>> start

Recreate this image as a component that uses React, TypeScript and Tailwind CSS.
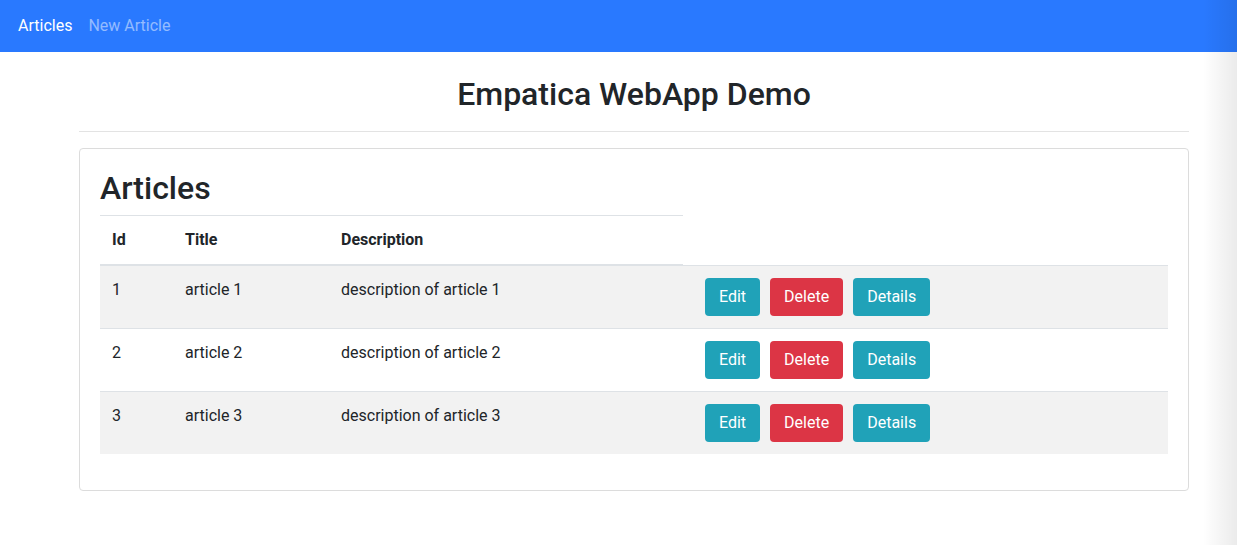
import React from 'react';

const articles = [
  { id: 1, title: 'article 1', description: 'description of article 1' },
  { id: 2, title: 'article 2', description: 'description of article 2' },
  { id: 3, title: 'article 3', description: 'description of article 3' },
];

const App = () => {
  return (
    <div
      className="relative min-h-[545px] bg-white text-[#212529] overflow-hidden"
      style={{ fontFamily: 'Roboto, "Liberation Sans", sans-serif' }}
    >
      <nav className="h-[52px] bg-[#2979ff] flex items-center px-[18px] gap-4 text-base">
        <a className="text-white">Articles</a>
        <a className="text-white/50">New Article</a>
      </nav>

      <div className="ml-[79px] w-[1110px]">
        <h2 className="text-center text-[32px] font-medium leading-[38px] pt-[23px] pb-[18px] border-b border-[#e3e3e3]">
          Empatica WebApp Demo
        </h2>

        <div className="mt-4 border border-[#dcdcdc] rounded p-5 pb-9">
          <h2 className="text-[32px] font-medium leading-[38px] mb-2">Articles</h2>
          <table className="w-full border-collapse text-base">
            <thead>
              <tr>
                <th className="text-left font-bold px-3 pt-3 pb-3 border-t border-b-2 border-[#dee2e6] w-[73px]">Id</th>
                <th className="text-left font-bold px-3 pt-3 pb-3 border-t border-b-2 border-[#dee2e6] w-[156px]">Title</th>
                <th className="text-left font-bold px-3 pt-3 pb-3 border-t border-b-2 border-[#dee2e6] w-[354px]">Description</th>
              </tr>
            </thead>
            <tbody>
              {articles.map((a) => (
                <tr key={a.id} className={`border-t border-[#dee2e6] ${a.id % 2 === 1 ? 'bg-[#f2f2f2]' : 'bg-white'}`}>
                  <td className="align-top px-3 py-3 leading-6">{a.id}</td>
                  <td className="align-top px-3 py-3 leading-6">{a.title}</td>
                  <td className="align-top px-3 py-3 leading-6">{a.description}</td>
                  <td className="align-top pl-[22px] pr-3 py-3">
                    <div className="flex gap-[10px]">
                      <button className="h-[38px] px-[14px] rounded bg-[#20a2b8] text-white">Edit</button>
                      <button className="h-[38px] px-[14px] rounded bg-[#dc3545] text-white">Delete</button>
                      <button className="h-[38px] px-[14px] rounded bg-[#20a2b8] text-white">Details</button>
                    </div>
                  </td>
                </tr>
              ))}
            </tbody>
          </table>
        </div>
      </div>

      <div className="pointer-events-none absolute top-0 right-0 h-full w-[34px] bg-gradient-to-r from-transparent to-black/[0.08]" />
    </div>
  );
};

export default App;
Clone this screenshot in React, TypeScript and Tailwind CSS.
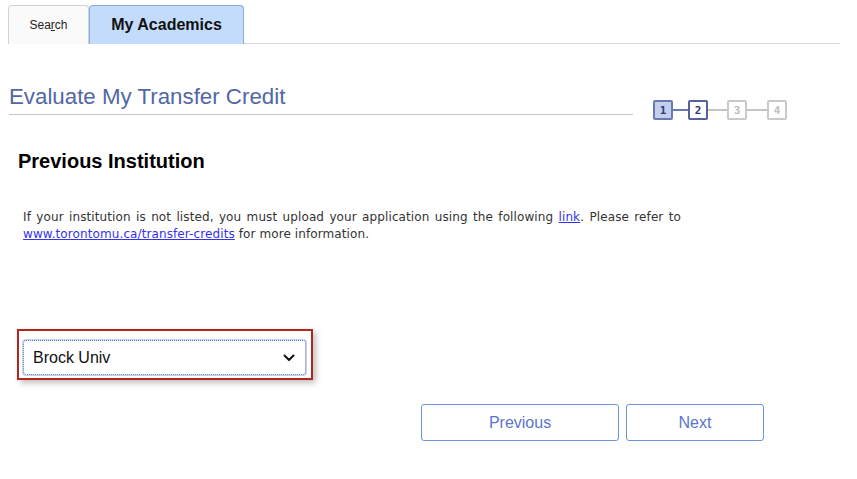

>> end

■ Exercise brief: Copy out all the records exactly, excluding pictures.

■ Written answer:
Recreate this image as a component that uses React, TypeScript and Tailwind CSS.
import React from 'react';

const articles = [
  { id: 1, title: 'article 1', description: 'description of article 1' },
  { id: 2, title: 'article 2', description: 'description of article 2' },
  { id: 3, title: 'article 3', description: 'description of article 3' },
];

const App = () => {
  return (
    <div
      className="relative min-h-[545px] bg-white text-[#212529] overflow-hidden"
      style={{ fontFamily: 'Roboto, "Liberation Sans", sans-serif' }}
    >
      <nav className="h-[52px] bg-[#2979ff] flex items-center px-[18px] gap-4 text-base">
        <a className="text-white">Articles</a>
        <a className="text-white/50">New Article</a>
      </nav>

      <div className="ml-[79px] w-[1110px]">
        <h2 className="text-center text-[32px] font-medium leading-[38px] pt-[23px] pb-[18px] border-b border-[#e3e3e3]">
          Empatica WebApp Demo
        </h2>

        <div className="mt-4 border border-[#dcdcdc] rounded p-5 pb-9">
          <h2 className="text-[32px] font-medium leading-[38px] mb-2">Articles</h2>
          <table className="w-full border-collapse text-base">
            <thead>
              <tr>
                <th className="text-left font-bold px-3 pt-3 pb-3 border-t border-b-2 border-[#dee2e6] w-[73px]">Id</th>
                <th className="text-left font-bold px-3 pt-3 pb-3 border-t border-b-2 border-[#dee2e6] w-[156px]">Title</th>
                <th className="text-left font-bold px-3 pt-3 pb-3 border-t border-b-2 border-[#dee2e6] w-[354px]">Description</th>
              </tr>
            </thead>
            <tbody>
              {articles.map((a) => (
                <tr key={a.id} className={`border-t border-[#dee2e6] ${a.id % 2 === 1 ? 'bg-[#f2f2f2]' : 'bg-white'}`}>
                  <td className="align-top px-3 py-3 leading-6">{a.id}</td>
                  <td className="align-top px-3 py-3 leading-6">{a.title}</td>
                  <td className="align-top px-3 py-3 leading-6">{a.description}</td>
                  <td className="align-top pl-[22px] pr-3 py-3">
                    <div className="flex gap-[10px]">
                      <button className="h-[38px] px-[14px] rounded bg-[#20a2b8] text-white">Edit</button>
                      <button className="h-[38px] px-[14px] rounded bg-[#dc3545] text-white">Delete</button>
                      <button className="h-[38px] px-[14px] rounded bg-[#20a2b8] text-white">Details</button>
                    </div>
                  </td>
                </tr>
              ))}
            </tbody>
          </table>
        </div>
      </div>

      <div className="pointer-events-none absolute top-0 right-0 h-full w-[34px] bg-gradient-to-r from-transparent to-black/[0.08]" />
    </div>
  );
};

export default App;
Clone this screenshot in React, TypeScript and Tailwind CSS.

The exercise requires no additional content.